On Fri, 8 Apr 2022, Clem Cole wrote:
[...]
Also in other news, not Unix related, but PDP-11 and
the computer
graphics world. We lost Jack Burness a few weeks ago. Jack was the
author of the original "Moonlander" for the PDP-11 with which many of us
wasted many hours trying to pick up "a Big Mac with fries" at "Mare
Assabet." [Note: There was no WWW/Wikipedia in those days to find it,
but to look up Assabet River, so many people naively thought it was a
legitimate lunar landmark - its the River that the DEC Maynard bldg
sits]. He was a larger than life person [his joke's mailing list was a
whos-who of the computer industry - it was an honor to be on it]. We all
have a passel of stories about Jack. I have written separately about
Jack a number of times and if you have never looked at the source to
Moonlander, you own it yourself to read it.
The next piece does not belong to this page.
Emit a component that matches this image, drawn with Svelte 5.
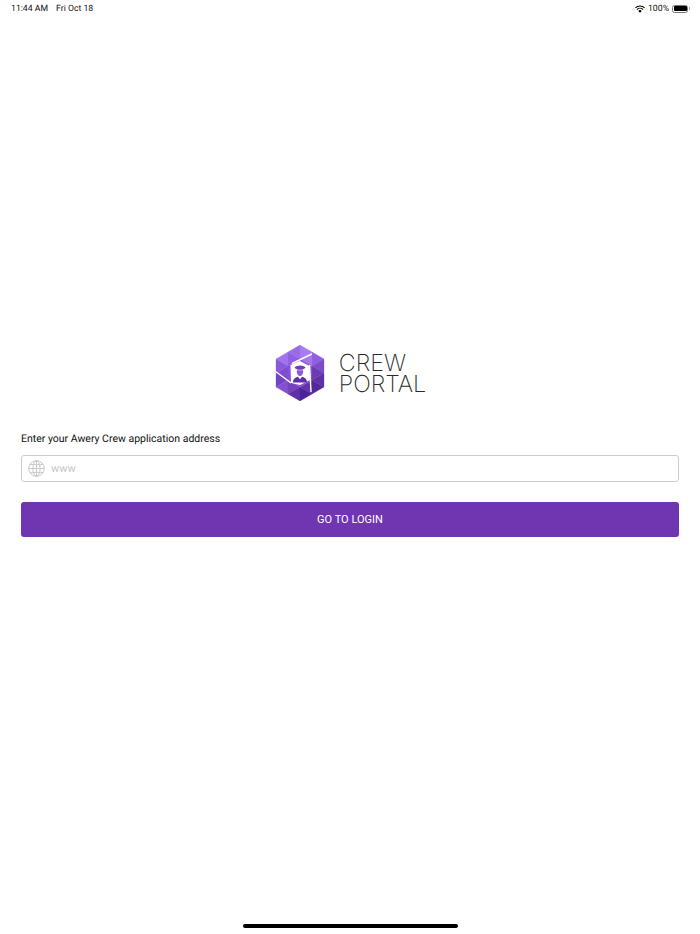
<script lang="ts">
  const facets = [
    { points: '25,0 37,7 25,14', fill: '#a77df0' },
    { points: '25,0 25,14 13,7', fill: '#9a6ce8' },
    { points: '37,7 49,14 37,21', fill: '#8f5fe0' },
    { points: '37,7 37,21 25,14', fill: '#a377ee' },
    { points: '13,7 25,14 13,21', fill: '#8f5ee2' },
    { points: '13,7 13,21 1,14', fill: '#a173ee' },
    { points: '1,14 13,21 1,28', fill: '#8a58dc' },
    { points: '1,28 13,21 13,35', fill: '#7f4dd0' },
    { points: '1,28 13,35 1,42', fill: '#7544c4' },
    { points: '49,14 49,28 37,21', fill: '#7d4cc8' },
    { points: '49,28 37,21 37,35', fill: '#6b3bb0' },
    { points: '49,28 49,42 37,35', fill: '#5f31a4' },
    { points: '1,42 13,35 13,49', fill: '#8250d0' },
    { points: '13,35 25,42 13,49', fill: '#7343bf' },
    { points: '13,49 25,42 25,56', fill: '#5f2fa8' },
    { points: '25,42 37,35 37,49', fill: '#6434ac' },
    { points: '25,42 37,49 25,56', fill: '#4e2396' },
    { points: '37,35 49,42 37,49', fill: '#54289a' },
    { points: '13,21 25,14 37,21 37,35 25,42 13,35', fill: '#8452d4' }
  ];
</script>

<div class="screen">
  <header class="status">
    <div class="status__left">
      <span>11:44 AM</span>
      <span>Fri Oct 18</span>
    </div>
    <div class="status__right">
      <svg width="10" height="8" viewBox="0 0 20 15" aria-hidden="true">
        <path d="M10 15 6.6 11.4a4.8 4.8 0 0 1 6.8 0Z" fill="#000" />
        <path d="M4.6 9.4a7.6 7.6 0 0 1 10.8 0l1.5-1.6a9.8 9.8 0 0 0-13.8 0Z" fill="#000" />
        <path d="M1.5 6.2a12 12 0 0 1 17 0L20 4.6a14.2 14.2 0 0 0-20 0Z" fill="#000" />
      </svg>
      <span class="status__pct">100%</span>
      <div class="battery"><div class="battery__fill"></div></div>
      <div class="battery__nub"></div>
    </div>
  </header>

  <main class="content">
    <div class="logo">
      <svg class="logo__mark" width="50" height="56" viewBox="0 0 50 56" aria-hidden="true">
        {#each facets as f}
          <polygon points={f.points} fill={f.fill} stroke={f.fill} stroke-width="0.3" />
        {/each}
        <polygon points="25,16 34.5,21 35,35 25,40 16,38 15.5,20" fill="#fff" />
        <g fill="none" stroke="#fff" stroke-width="1.4">
          <path d="M17 18.5 37 9" />
          <path d="M1 26.8 16 38" />
          <path d="M34.6 20 36 47" />
        </g>
        <path d="M19.5 22.8c1.8-2.6 9.2-3.2 11 0-1.3 1-2.6 1.5-3 2h-5c-.4-.5-1.7-1-3-2Z" fill="#6f3fb8" />
        <path d="M21.8 25.2h6.4c.2 3.2-1 5.8-3.2 5.8s-3.4-2.6-3.2-5.8Z" fill="#8a5cd8" />
        <path d="M18 37.5c0-3.6 2.4-5 4.9-5.8l2.1 2.6 2.1-2.6c2.5.8 4.9 2.2 4.9 5.8Z" fill="#5f2fa8" />
      </svg>
      <div class="logo__text">
        <span>CREW</span>
        <span>PORTAL</span>
      </div>
    </div>

    <p class="label">Enter your Awery Crew application address</p>

    <div class="field">
      <svg width="17" height="17" viewBox="0 0 17 17" fill="none" stroke="#c9c9c9" stroke-width="1" aria-hidden="true">
        <circle cx="8.5" cy="8.5" r="7.8" />
        <ellipse cx="8.5" cy="8.5" rx="3.6" ry="7.8" />
        <path d="M8.5.7v15.6M.7 8.5h15.6M1.8 4.6h13.4M1.8 12.4h13.4" />
      </svg>
      <span class="field__placeholder">www</span>
    </div>

    <button class="submit" type="button">GO TO LOGIN</button>
  </main>

  <div class="home"></div>
</div>

<style>
  :global(body) {
    background: #fff;
  }

  .screen {
    display: flex;
    flex-direction: column;
    width: 700px;
    height: 934px;
    overflow: hidden;
    font-family: Roboto, "Liberation Sans", sans-serif;
    color: #000;
    background: #fff;
    text-rendering: geometricPrecision;
  }

  .status {
    display: flex;
    justify-content: space-between;
    align-items: center;
    box-sizing: border-box;
    height: 16px;
    padding: 1px 10px 0 11px;
    font-size: 8.7px;
    color: #111;
  }

  .status__left {
    display: flex;
    gap: 8px;
  }

  .status__right {
    display: flex;
    align-items: center;
  }

  .status__pct {
    margin: 0 3px 0 3px;
  }

  .battery {
    width: 16px;
    height: 8px;
    padding: 0.5px;
    box-sizing: border-box;
    border: 1px solid #777;
    border-radius: 2.5px;
  }

  .battery__fill {
    height: 100%;
    background: #000;
    border-radius: 1px;
  }

  .battery__nub {
    width: 1px;
    height: 3px;
    margin-left: 1px;
    background: #aaa;
  }

  .content {
    display: flex;
    flex-direction: column;
    padding: 329px 21px 0;
  }

  .logo {
    display: flex;
    justify-content: center;
    align-items: center;
    gap: 14px;
    height: 56px;
    padding-left: 1px;
  }

  .logo__text {
    display: flex;
    flex-direction: column;
    font-family: Inter, sans-serif;
    font-weight: 200;
    font-size: 23.3px;
    line-height: 21.5px;
    color: #2a2a2a;
  }

  .label {
    margin: 31px 0 0;
    font-size: 10.5px;
    line-height: 13px;
    color: #111;
  }

  .field {
    display: flex;
    align-items: center;
    gap: 6px;
    box-sizing: border-box;
    height: 27px;
    margin-top: 10px;
    padding: 0 6px;
    border: 1px solid #cdcdcd;
    border-radius: 3px;
  }

  .field__placeholder {
    font-size: 11px;
    color: #c6c6c6;
  }

  .submit {
    height: 35px;
    margin-top: 20px;
    padding: 0;
    border: 0;
    border-radius: 3px;
    font-family: inherit;
    font-size: 11px;
    color: #fff;
    background: #7035b0;
  }

  .home {
    align-self: center;
    width: 215px;
    height: 4px;
    margin-top: auto;
    margin-bottom: 6px;
    border-radius: 2px;
    background: #000;
  }
</style>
Remember he wrote it as a
throw-away demo for the GT-40 for trade show [his integer
transcendental funcs are quite instructive]. As one of the folks on
the Masscomp Alumni list put it, 'Jack was someone that just does not
deserve to die.'
I have fond memories of playing it on the GT-40, and if Andrew Hume is
reading this he'll remember reverse-engineering the code and modifying it
for three-play operation; I think Peter Ivanov also implemented reverse
gravity...
Eventually DEC Field Circus stopped replacing GT-40 switch registers if
they'd suspected that they were used for playing it :-)
The GT-40 had a primitive loader; it was Craig McGregor of the CSU (UNSW)
who used it to download an 8-bit loader for things like Lunar Lander (I
only wrote a simple "Life" program for it, using the light-pen).